La première richesse qui saute aux yeux du lecteur réside dans la mise en couleurs. Celle-ci mêle un rendu de type aquarelle, avec des incrustations à l'infographie, et des effets spéciaux également à l'infographie. Tacito utilise la mise en couleurs de manière naturaliste, pour rendre compte des teintes de chaque surface, mais également pour installer une ambiance, en privilégiant une teinte dans certaines séquences (comme le rouge pour une ambiance enflammée), pour souligner le relief des surfaces et parfois pour rendre compte de la texture d'un matériau. Les capacités de l'infographie lui permettent d'incruster des pentagrammes en fond ou en surimpression, ou d'ajouter des flammes plus vraies que nature. La deuxième richesse qui apparaît relève des décors. Dans la série mère Requiem, les personnages évoluent dans des environnements monumentaux qui tendent à les dominer. Dès le début, le lecteur peut être impressionné par la vision de la demeure de Claudia Blackwell, du terrain qui l'entoure. Par la suite, il tombe en arrêt devant la vision de la porte des Enfers, des arcboutants de la demeure de Sire Cryptus aussi gigantesques que gothiques, de la gare routière de Résurrection, de l'incroyable verrière du grand magasin Herods, ou encore la scène de présentation des modèles des modèles de chair fraîche.

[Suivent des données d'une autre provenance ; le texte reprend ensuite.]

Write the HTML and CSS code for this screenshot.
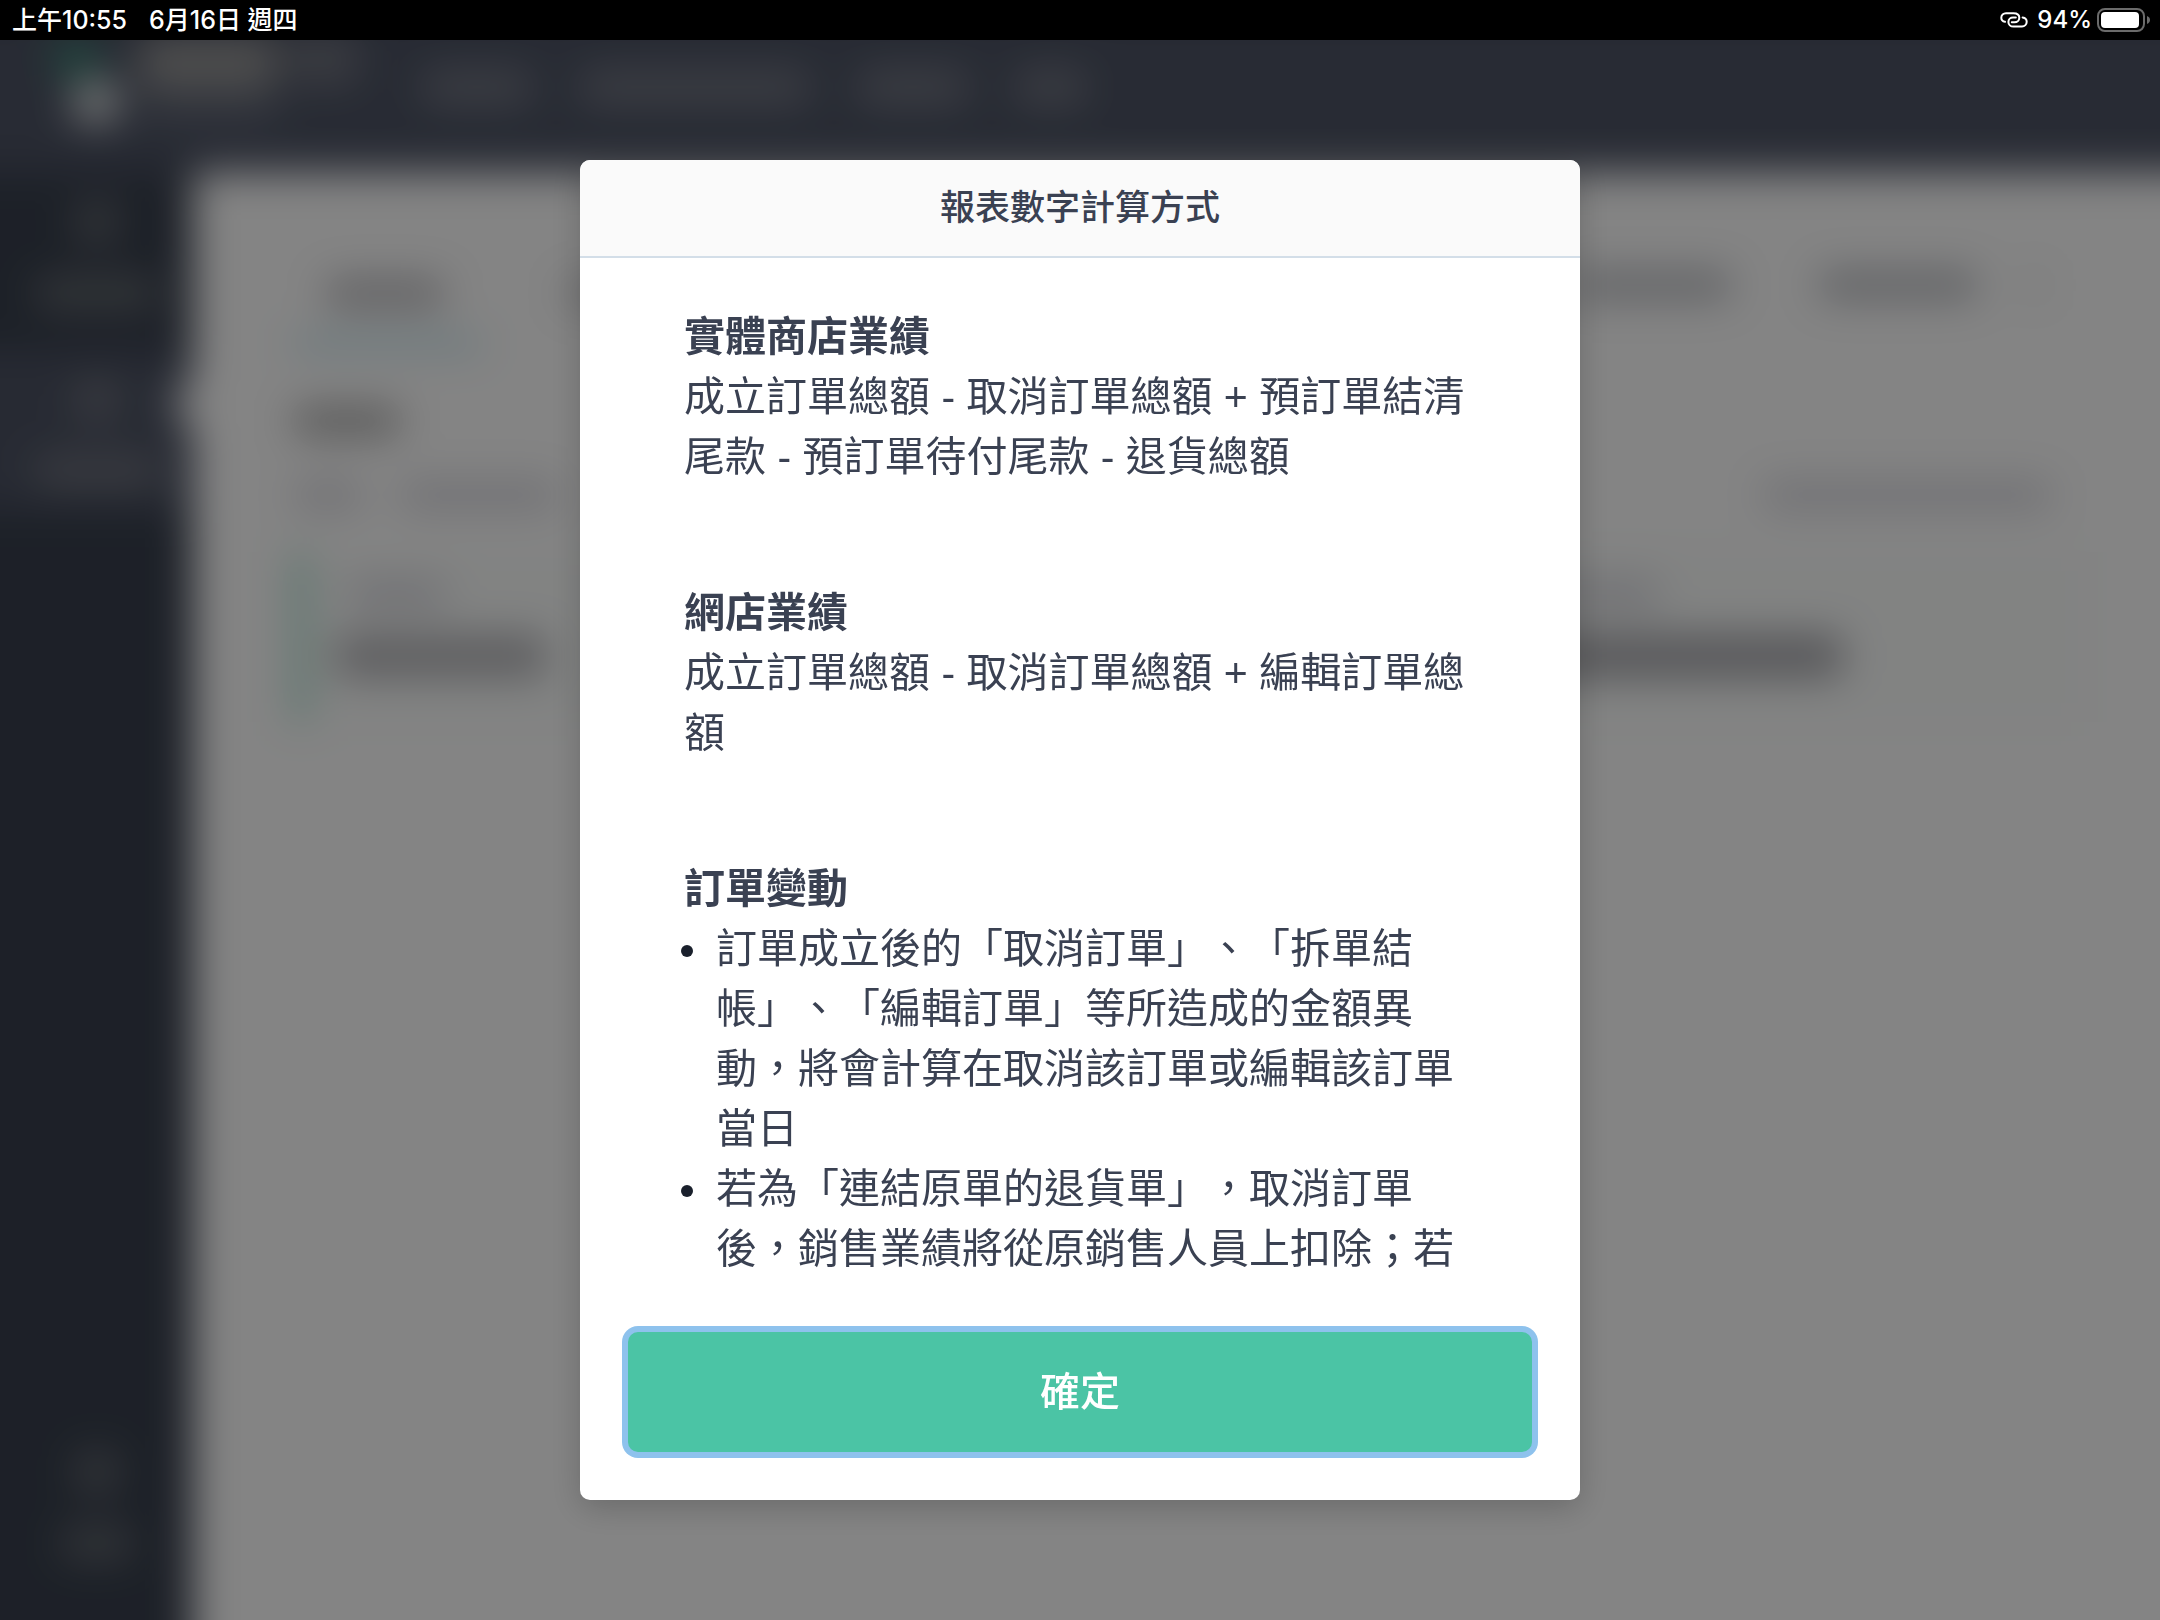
FILE: index.html
```html
<!DOCTYPE html>
<html lang="zh-Hant">
<head>
<meta charset="utf-8">
<meta name="viewport" content="width=device-width, initial-scale=1">
<title>報表數字計算方式</title>
<link rel="stylesheet" href="styles.css">
</head>
<body>

  <div class="status">
    <span>上午10:55</span>
    <span>6月16日 週四</span>
    <div class="status-right">
      <svg class="link-icon" width="28" height="18" viewBox="0 0 28 18" fill="none" stroke="#fff" stroke-width="2" stroke-linecap="round">
        <path d="M5 10.8C2.6 10.4 1.3 8.8 1.3 6.8C1.3 4.2 3.4 2.2 6 2.2H13.5C17 2.2 19.3 4 19.3 6.7C19.3 9.4 17.2 11.2 14.5 11.2H11.8"/>
        <path d="M22.6 6.4C25.2 6.8 26.7 8.6 26.7 10.8C26.7 13.5 24.6 15.5 22 15.5H13.5C10.5 15.5 8.4 13.5 8.4 10.9C8.4 8.3 10.5 6.5 13 6.5H15.8"/>
      </svg>
      <span>94%</span>
      <svg class="battery" width="54" height="24" viewBox="0 0 54 24">
        <rect x="1" y="1" width="46" height="22" rx="7" fill="none" stroke="#6b6b6b" stroke-width="2"/>
        <rect x="4" y="4" width="38" height="16" rx="4" fill="#fff"/>
        <path d="M50 8C52 8.8 53 10.2 53 12C53 13.8 52 15.2 50 16Z" fill="#6b6b6b"/>
      </svg>
    </div>
  </div>

  <div class="app" aria-hidden="true">
    <div class="topbar">
      <div class="logo"><i class="logo-a"></i><i class="logo-b"></i></div>
      <div class="shop">
        <div class="row"><i class="ph shop-name"></i><i class="ph shop-tag"></i></div>
        <i class="ph shop-sub"></i>
      </div>
      <div class="topnav">
        <i class="ph w110"></i><i class="ph w230"></i><i class="ph w110"></i><i class="ph w70"></i>
      </div>
    </div>
    <div class="columns">
      <div class="side">
        <div class="side-item"><i class="ph icon"></i><i class="ph label"></i></div>
        <div class="side-item active"><i class="ph icon"></i><i class="ph label"></i><i class="arrow"></i></div>
        <div class="side-item last"><i class="ph icon"></i><i class="ph label short"></i></div>
      </div>
      <div class="main">
        <div class="tabs">
          <div class="tab on"><i class="ph w120"></i></div>
          <div class="tab"><i class="ph w120"></i></div>
          <div class="filters"><i class="ph w160"></i><i class="ph w160"></i><i class="ph w20"></i></div>
        </div>
        <i class="ph heading"></i>
        <div class="dates">
          <i class="ph w70"></i><i class="ph w160"></i><i class="ph w290"></i>
        </div>
        <div class="cards">
          <div class="card"><i class="ph name"></i><i class="ph value"></i></div>
          <div class="card"><i class="ph name"></i><i class="ph value"></i></div>
        </div>
      </div>
    </div>
  </div>

  <div class="overlay">
    <div class="modal" role="dialog" aria-modal="true" aria-labelledby="modal-title">
      <h1 class="modal-title" id="modal-title">報表數字計算方式</h1>
      <div class="modal-body">
        <section>
          <h2>實體商店業績</h2>
          <p>成立訂單總額 - 取消訂單總額 + 預訂單結清尾款 - 預訂單待付尾款 - 退貨總額</p>
        </section>
        <section>
          <h2>網店業績</h2>
          <p>成立訂單總額 - 取消訂單總額 + 編輯訂單總額</p>
        </section>
        <section>
          <h2>訂單變動</h2>
          <ul>
            <li>訂單成立後的「取消訂單」、「拆單結帳」、「編輯訂單」等所造成的金額異動，將會計算在取消該訂單或編輯該訂單當日</li>
            <li>若為「連結原單的退貨單」，取消訂單後，銷售業績將從原銷售人員上扣除；若</li>
          </ul>
        </section>
      </div>
      <div class="modal-foot">
        <button type="button" class="confirm">確定</button>
      </div>
    </div>
  </div>

</body>
</html>
```
FILE: styles.css
```css
* {
  box-sizing: border-box;
}

body {
  margin: 0;
  height: 100vh;
  display: flex;
  flex-direction: column;
  overflow: hidden;
  background: #000;
  font-family: "Liberation Sans", "Noto Sans CJK TC", sans-serif;
  text-spacing-trim: space-all;
}

/* status bar */
.status {
  position: relative;
  z-index: 2;
  flex: none;
  height: 40px;
  padding: 0 9px 0 12px;
  display: flex;
  align-items: center;
  gap: 22px;
  background: #000;
  color: #fff;
  font: 500 25px/40px Inter, "Noto Sans CJK TC", sans-serif;
}

.status-right {
  margin-left: auto;
  display: flex;
  align-items: center;
  gap: 5px;
  font-size: 24px;
}

.link-icon {
  margin-right: 4px;
}

/* page behind the dialog, runs past the window so that the blur has no soft edge */
.app {
  flex: 1;
  margin: -40px -80px -80px;
  display: flex;
  flex-direction: column;
  background: #fdfdfd;
  filter: blur(20px);
}

.ph {
  display: block;
  height: 30px;
  border-radius: 12px;
}

.w20 { width: 20px; }
.w70 { width: 70px; }
.w110 { width: 110px; }
.w120 { width: 120px; }
.w160 { width: 160px; }
.w230 { width: 230px; }
.w290 { width: 290px; }

.topbar {
  height: 172px;
  padding: 36px 0 0 132px;
  display: flex;
  background: #4d5364;
}

.logo {
  width: 86px;
}

.logo i {
  display: block;
  width: 48px;
  height: 44px;
  border-radius: 50%;
}

.logo-a {
  background: #3c8474;
}

.logo .logo-b {
  margin-left: 20px;
  background: #ecefef;
}

.shop {
  width: 284px;
}

.row {
  display: flex;
  gap: 12px;
}

.shop .shop-name {
  width: 140px;
  height: 52px;
  background: #979797;
}

.shop .shop-tag {
  width: 68px;
  height: 48px;
  background: #72757f;
}

.shop .shop-sub {
  width: 140px;
  margin-top: 8px;
  height: 20px;
  background: #6e7380;
}

.topnav {
  padding-top: 36px;
  display: flex;
  gap: 48px;
}

.topnav .ph {
  background: #7a7e88;
}

.columns {
  flex: 1;
  display: flex;
}

.side {
  width: 273px;
  padding-left: 80px;
  padding-bottom: 118px;
  display: flex;
  flex-direction: column;
  background: #383f4d;
}

.side-item {
  position: relative;
  height: 160px;
  padding-top: 30px;
  display: flex;
  flex-direction: column;
  align-items: center;
  gap: 36px;
}

.side-item .ph {
  background: #686e72;
}

.side-item .icon {
  width: 40px;
  height: 40px;
}

.side-item .label {
  width: 124px;
}

.side-item .short {
  width: 70px;
}

.side-item.active {
  margin: 18px 0 0 -80px;
  padding-left: 80px;
  background: #4c5263;
}

.side-item.active .ph {
  background: #73767f;
}

.side-item.last {
  margin-top: auto;
}

/* notch that points at the active item */
.arrow {
  position: absolute;
  right: 0;
  top: 30px;
  border: 24px solid transparent;
  border-right-color: #fff;
  border-left: 0;
}

.main {
  flex: 1;
  padding: 78px 156px 0 100px;
}

.tabs {
  display: flex;
  gap: 50px;
}

.tab {
  width: 188px;
  height: 98px;
  padding: 28px 32px;
}

.tab .ph {
  background: #d4d4d6;
}

.tab.on {
  border-bottom: 8px solid #86c8dc;
}

.tab.on .ph {
  background: #b8b8bc;
}

.filters {
  flex: 1;
  padding-top: 20px;
  display: flex;
  justify-content: flex-end;
  gap: 86px;
}

.filters .ph {
  background: #babcc1;
}

.filters .w20 {
  margin: 0 40px 0 -40px;
  background: #e4e6e6;
}

.main .heading {
  width: 108px;
  margin-top: 58px;
  background: #aaaaaa;
}

.dates {
  margin-top: 44px;
  display: flex;
  gap: 36px;
}

.dates .ph {
  background: #d8d8de;
}

.dates .w290 {
  margin: 0 32px 0 auto;
}

.cards {
  margin-top: 42px;
  display: flex;
  gap: 24px;
}

.card {
  flex: 1;
  height: 170px;
  padding: 26px 28px;
  border-left: 14px solid #98d8c4;
  background: #f9fbfa;
}

.card .name {
  width: 100px;
  margin-left: 12px;
  background: #d8d8de;
}

.card .value {
  width: 212px;
  height: 44px;
  margin-top: 26px;
  background: #b4b4b8;
}

.card + .card .value {
  width: 600px;
  background: #a6a6ab;
}

.card + .card .name {
  width: 405px;
}

/* dialog */
.overlay {
  position: fixed;
  inset: 40px 0 0;
  padding: 120px 24px;
  display: flex;
  justify-content: center;
  background: rgba(0, 0, 0, .48);
}

.modal {
  width: 100%;
  max-width: 1000px;
  display: flex;
  flex-direction: column;
  overflow: hidden;
  border-radius: 10px;
  background: #fff;
  color: #3a4152;
  font-size: 41px;
  line-height: 60px;
  box-shadow: 0 8px 32px rgba(0, 0, 0, .2);
}

.modal-title {
  flex: none;
  margin: 0;
  padding: 18px 24px;
  border-bottom: 2px solid #d3dee8;
  background: #fafafa;
  font-size: 35px;
  font-weight: 500;
  line-height: 60px;
  text-align: center;
}

.modal-body {
  flex: 1;
  min-height: 0;
  overflow-y: auto;
  padding: 49px 104px 0;
}

.modal-body section + section {
  margin-top: 96px;
}

.modal-body h2 {
  margin: 0;
  font-size: 41px;
  font-weight: 700;
}

.modal-body p {
  margin: 0;
}

.modal-body ul {
  margin: 0;
  padding-left: 28px;
}

.modal-body li {
  padding-left: 4px;
}

.modal-body li::marker {
  color: #1a202c;
}

.modal-foot {
  padding: 48px;
}

.confirm {
  display: block;
  width: 100%;
  height: 120px;
  border: 0;
  border-radius: 10px;
  background: #4bc4a5;
  color: #fff;
  font: inherit;
  font-size: 40px;
  font-weight: 500;
  box-shadow: 0 0 0 6px rgba(66, 153, 225, .6);
}
```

Tout aussi important, Franck Tacito ne rechigne jamais à représenter les éléments les plus immondes du récit, que ce soit une éventration, une mutilation, ou un personnage grotesque ayant l'apparence d'un pénis avec ses testicules. Le lecteur peut trouver que ce dernier constitue une provocation gratuite et puérile, mais l'artiste réussit à rendre le concept visuellement viable. Certes Franck Tacito n'est pas Olivier Ledroit et l'apparence de ses dessins peuvent ne pas être du goût de tout le monde, mais il met du cœur à l'ouvrage et fait en sorte que les éléments les plus grotesques fonctionnent avec les autres. Effectivement Pat Mills s'en donne lui aussi à cœur joie dans la provocation facile, et dans l'humour régressif qui tâche, que ce soit ce menu à base de partie charnue et sexualisée de l'anatomie féminine, le bakchich pour passer la douane, ou encore le chauffeur de bus qui conduit sans les yeux, les magasins Herdos (parodie de Harods) spécialisés en cercueils et en sang frais, ou cette ville de Rossville (clin d'œil à Roswell) dont les habitants ont réapparu en zombies, et vu ce qu'ils semblent avoir été, il se pourrait que ce soit un progrès.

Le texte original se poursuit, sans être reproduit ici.